Can you remember the last time a stranger was kind to you? Maybe someone held a door open or offered you help with directions in the street? Or, perhaps you can recall the last time you helped somebody. After recently carrying out a few altruistic acts myself, I wanted to find out more about the power and benefits of kindness.
Just before Christmas I passed a homeless man sitting outside a London Tube station. Coming out of a nearby coffee shop after paying £3 for a flat white, I couldn’t justify spending that on a hot drink while he was sat with nothing. I started a conversation to find out how he was doing and he was thankful when I offered him some change and a banana. However, he seemed most grateful when I simply asked him what his name was. When I got up to leave, he looked directly into my eyes and gave me a genuine ‘thank you.’
Later, I was traveling on the top deck of a bus when a very jittery and ill-looking man got off and slipped, cutting his hand badly. While the driver called the ambulance, people in the street just stared and did nothing. I got off the bus and sat with him, putting an arm around him, and chatting to help keep him calm while we waited for an ambulance. Again, when I had to leave, he looked squarely at me and told me how grateful he was.

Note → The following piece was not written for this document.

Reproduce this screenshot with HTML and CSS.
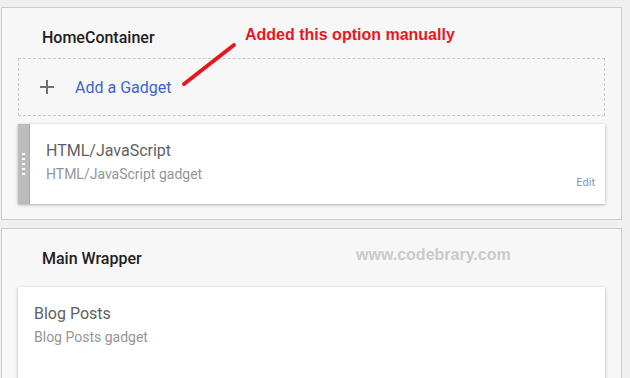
FILE: index.html
```html
<!DOCTYPE html>
<html lang="en">
<head>
  <meta charset="UTF-8">
  <meta name="viewport" content="width=device-width, initial-scale=1.0">
  <title>Layout</title>
  <link rel="stylesheet" href="styles.css">
</head>
<body>

  <!-- HomeContainer section -->
  <div class="section home">
    <div class="section-title">HomeContainer</div>

    <div class="add-gadget">
      <svg class="plus" width="14" height="14" viewBox="0 0 14 14">
        <path d="M7 0v14M0 7h14" stroke="#707070" stroke-width="2"/>
      </svg>
      <span class="add-link">Add a Gadget</span>
    </div>

    <div class="gadget">
      <div class="handle">
        <span class="dot"></span><span class="dot"></span><span class="dot"></span><span class="dot"></span><span class="dot"></span>
      </div>
      <div class="gadget-body">
        <div class="gadget-name">HTML/JavaScript</div>
        <div class="gadget-type">HTML/JavaScript gadget</div>
      </div>
      <div class="edit">Edit</div>
    </div>

    <!-- annotation -->
    <div class="note">Added this option manually</div>
    <svg class="arrow" width="60" height="50" viewBox="0 0 60 50">
      <path d="M4 44L54 5" stroke="#e8171f" stroke-width="4" stroke-linecap="round"/>
    </svg>
  </div>

  <!-- Main Wrapper section -->
  <div class="section main">
    <div class="section-title">Main Wrapper</div>
    <div class="watermark">www.codebrary.com</div>

    <div class="gadget plain">
      <div class="gadget-body">
        <div class="gadget-name">Blog Posts</div>
        <div class="gadget-type">Blog Posts gadget</div>
      </div>
    </div>
  </div>

</body>
</html>
```

FILE: styles.css
```css
/* Page */
body {
  margin: 0;
  height: 378px;
  background-color: #efefef;
  font-family: Roboto, "Liberation Sans", sans-serif;
  overflow: hidden;
}

/* Section panels */
.section {
  position: relative;
  margin: 7px 8px 0 1px;
  padding: 0 16px 0 16px;
  background-color: #f7f7f7;
  border: 1px solid #cccccc;
}
.section.home {
  height: 211px;
}
.section.main {
  margin-top: 8px;
  height: 160px;
  overflow: hidden;
}

.section-title {
  padding: 20px 0 0 24px;
  line-height: 20px;
  font-size: 16px;
  font-weight: 500;
  color: #212121;
}
.home .section-title {
  padding-bottom: 10px;
}
.main .section-title {
  padding-bottom: 18px;
}

/* Add a gadget box */
.add-gadget {
  display: flex;
  align-items: center;
  height: 56px;
  border: 1px dashed #c8c8c8;
}
.plus {
  margin-left: 21px;
}
.add-link {
  margin-left: 21px;
  font-size: 16px;
  color: #3b63d6;
}

/* Gadget card */
.gadget {
  display: flex;
  height: 80px;
  margin-top: 8px;
  background-color: #fff;
  box-shadow: 0 1px 3px rgba(0, 0, 0, 0.3);
}
.gadget.plain {
  margin-top: 0;
  height: 110px;
}
.handle {
  width: 12px;
  display: flex;
  flex-direction: column;
  align-items: center;
  justify-content: center;
  gap: 3px;
  background-color: #bcbcbc;
  border-right: 1px solid #a9a9a9;
  box-sizing: border-box;
}
.dot {
  width: 3px;
  height: 2px;
  background-color: #fff;
}
.gadget-body {
  flex: 1;
  padding: 17px 0 0 16px;
}
.gadget-name {
  font-size: 16px;
  line-height: 20px;
  color: #5f5f5f;
}
.gadget-type {
  margin-top: 4px;
  font-size: 14px;
  line-height: 18px;
  color: #959595;
}
.edit {
  align-self: flex-end;
  padding: 0 10px 15px 0;
  font-size: 11px;
  line-height: 12px;
  color: #8290c6;
}

/* Overlays drawn on top of the screenshot */
.note {
  position: absolute;
  left: 243px;
  top: 18px;
  font-family: "Liberation Sans", Arial, sans-serif;
  font-weight: bold;
  font-size: 16px;
  color: #e8171f;
}
.arrow {
  position: absolute;
  left: 178px;
  top: 32px;
}
.watermark {
  position: absolute;
  left: 354px;
  top: 17px;
  font-family: "Liberation Sans", Arial, sans-serif;
  font-weight: bold;
  font-size: 16px;
  color: #cacaca;
}
```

Lastly, later that week, I spotted an elderly lady hauling a huge suitcase down some stairs – she was clearly struggling. Her face lit up with joy when I offered a hand. She was clearly touched someone had made the effort to assist, and I too walked away with a spring in my step and smile on my face.
In all three of these examples the power of kindness is obvious for the recipient: they were in a moment of need and received assistance. But the power of altruism also extended to me – in fact, one major benefit of kindness is that the love spreads both ways; it’s a win-win situation.
A positive sign: showing kindness is easy and free
After connecting with these three people I felt a sense of happiness and pride to know I'd made a small but meaningful impact on their day. In fact, this feel-good sensation stayed with me for hours afterwards. Experiencing this feeling has also made it more likely that I'll carry out more random acts of kindness in the future.
Likewise, I like to think that the power of kindness can potentially rub off on the people I'll help out in the future, that they, in turn, will be more likely to assist others. In fact, it turns out that science backs up this kindness 'ripple effect'.
“One major benefit of kindness is that the love spreads both ways; it’s a win-win situation.”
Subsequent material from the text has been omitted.